GOVERNANCE BY DEVIATION: GOOD PARTY CHALLENGES THE NORMALISATION OF EMERGENCY PROCUREMENT IN CAPE TOWN

29 January 2026

GOOD Speech by Suzette Little,

GOOD Deputy Secretary-General & City of Cape Town Councillor

29 January 2026

_Note to Editor: This speech was delivered during the City of Cape Town Municipality Council Meeting_

Speaker, this report comes from the Office of the City Manager, the accounting officer of this City. This is not a marginal department. It is the nerve centre of supply chain management, contract oversight, legal risk, and the coordination of service delivery across every directorate.

Yet the City Manager’s own report confirms that key operational targets were not met in the first quarter. Budgets were underspent. Capital projects were delayed. Critical vacancies remain unfilled. Supply chain processes continue to be cited as obstacles rather than enablers of delivery.

This goes to the heart of the Council’s oversight role.
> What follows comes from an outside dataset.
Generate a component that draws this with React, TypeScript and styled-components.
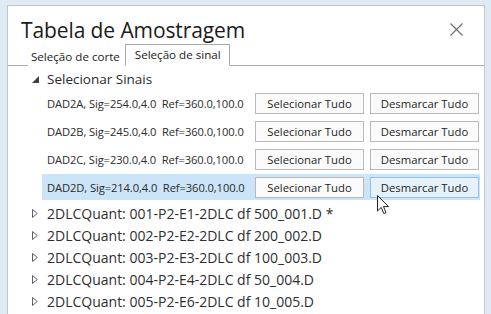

How does the City Manager credibly enforce accountability on executive directors when his own office is failing to meet its targets or resolve the very bottlenecks that paralyse service delivery across the City? When the central authority responsible for coordination, procurement oversight, and implementation cannot stabilise its own operations, accountability across the administration becomes selective, inconsistent, and fundamentally unfair.

We are repeatedly told this is a well-run city. Yet Legal Services alone spent over R20 million in just three months. Emergency and exceptional procurement deviations are no longer exceptional; they are becoming routine. That is not evidence of control. It is evidence of pressure, delay, and reactive governance.

For communities, these failures are not abstract- they appear as delayed housing projects, broken infrastructure, stalled maintenance, and service failures that end up in court instead of being fixed on the ground.

Council is therefore entitled to a clear and specific account of what corrective action the City Manager is taking to address the operational weaknesses in his own office.

Accountability must start at the top. Anything less erodes public trust and undermines the authority of this Council.